By a happy coincidence, the commander of the Lahore garrison, Brigadier Stuart Corbett, was also a man of resolve. Though fifty-five years old – about average for a Bengal brigadier – he had ‘none of that incapacity to grasp strange incidents and new situations, none of that timid shrinking from responsibility, which is so often evinced by feeble minds, trammelled by the associations of long years of convention and routine’. He was, in short, not your typical time-serving Indian officer.

When Montgomery arrived at Mian Mir with the news from Delhi and the intelligence about the Lahore sepoys, Corbett was quick to appreciate the danger. The 4,000 or so Indian soldiers at Mian Mir outnumbered the Europeans by more than three to one. If they rose and took possession of Lahore Fort – which was garrisoned by half a regiment of native infantry and just one company of Europeans – there was every likelihood that they would be joined by the city population of nearly 100,000, most of them Sikhs and Muslims who had little love for the British (though, as it turned out, even less for the high-caste Hindus who dominated the Bengal Army). Corbett therefore agreed to Montgomery’s suggestion that he confiscate the sepoys’ ammunition, though he knew most of his officers would be outraged. He decided to ‘go the whole hog’ and disarm the Indian troops altogether after receiving further intelligence from the cantonment magistrate’s spies that the four Indian regiments intended to mutiny and seize the fort on 15 May, when the monthly relief took place and 1,100 armed sepoys would have been present. There was also an intimation that simultaneous risings would occur at other Punjab stations.

To disarm the sepoys, a general parade was ordered for the following morning. So as not to excite the suspicions of the sepoys, however, a ball hosted by the officers of the 81st Foot went ahead as planned. ‘The evening has passed very pleasantly,’ noted one young officer in his journal, ‘a perfect sham of smiles over tears. Half the ladies were not present and those who were there could barely disguise their anxiety, while we gentlemen had to give the brightest picture of the case possible, tho’ they must often have heard pieces of subdued conversations anything but hopeful.’

Shortly after daybreak on 13 May the four Indian regiments were drawn up in columns on the grand parade at Mian Mir. Facing them, at a distance of 350 yards, were the ten 6-pounders and two 12-pound howitzers of the European horse artillery, primed with canister and ready to fire. Behind the cannon were six companies of the 81st Foot with loaded muskets. Corbett and his staff rode to within a few yards of the European officers at the head of two central Indian columns. ‘The Brigadier soft-sawdered them,’ recalled a member of his staff, ‘saying what splendid regiments they were, how he loved them, how he longed to win their further honour and to keep their name unsullied, and so he was going to order them to show their loyalty in laying down their arms.’

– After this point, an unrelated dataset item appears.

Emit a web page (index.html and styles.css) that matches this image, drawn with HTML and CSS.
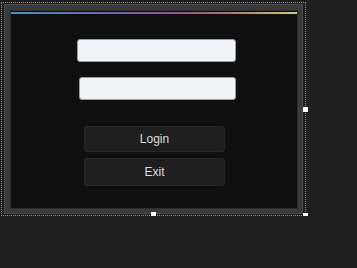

Then came the critical moment. ‘Order the 16th to pile arms!’ commanded Brigadier Corbett. All European eyes were on the tall, black-faced ranks of the 16th Grenadiers – one of the ‘beautiful’ regiments that had fought under Nott at Kandahar – resplendent in white trousers, tight red coatees* with white cross-belts and black shako headdresses that resembled inverted coal scuttles. ‘Grenadiers,’ shouted their commanding officer, ‘shoulder arms!’ They did so. ‘Ground arms!’ It was done. ‘Pile arms!’ A few complied, most hesitated. But a quick glance at the black artillery muzzles must have proved decisive. All muskets, bayonets and swords were placed on the ground. ‘Stand away from your arms… Right about face… Quick march!’ And away they went unarmed. The 26th, which had been made a Light Infantry corps for sterling service under Pollock in the First Afghan War, followed suit, as did the 49th. Lastly the French-grey coated sowars of the 8th Light Cavalry, many of them veterans of the Gwalior and Sikh wars of the 1840s, were ordered to drop their sabres, pistols and carbines. They obeyed, before backing up their horses and riding off the parade-ground. A simultaneous disarmament of the Indian garrison of Lahore Fort was carried out by the remaining four companies of the 81st Foot.

The importance of Montgomery and Corbett’s decisive action was illustrated the following day when it was discovered that the disarmed regiments were planning to march that night and seize the magazine at Ferozepore, 45 miles to the south. A couple of hundred sepoys did manage to desert, but most were picked up by the civil authorities, both on the road and at Ferozepore itself. The previous evening an Indian regiment had mutinied at Ferozepore on seeing its comrades replaced as the magazine guard by a company of European troops. But the uprising failed to secure the magazine, and the mutineers fled.

By enabling the authorities at Lahore, in the words of one senior official, to ‘disarm the native troops before they had received one word’ of the uprisings at Meerut and Delhi, the telegraph messages played a key role in the preservation of British India. ‘The Electric Telegraph has saved us,’ wrote Donald MacLeod, the Financial Commissioner of the Punjab. He was right. If Lahore had fallen to the rebels, the rest of the Punjab would probably have followed suit. And if the Punjab – where the majority of European troops were stationed – had been lost, British India might not have endured. As it was, its survival was in the balance for many months to come.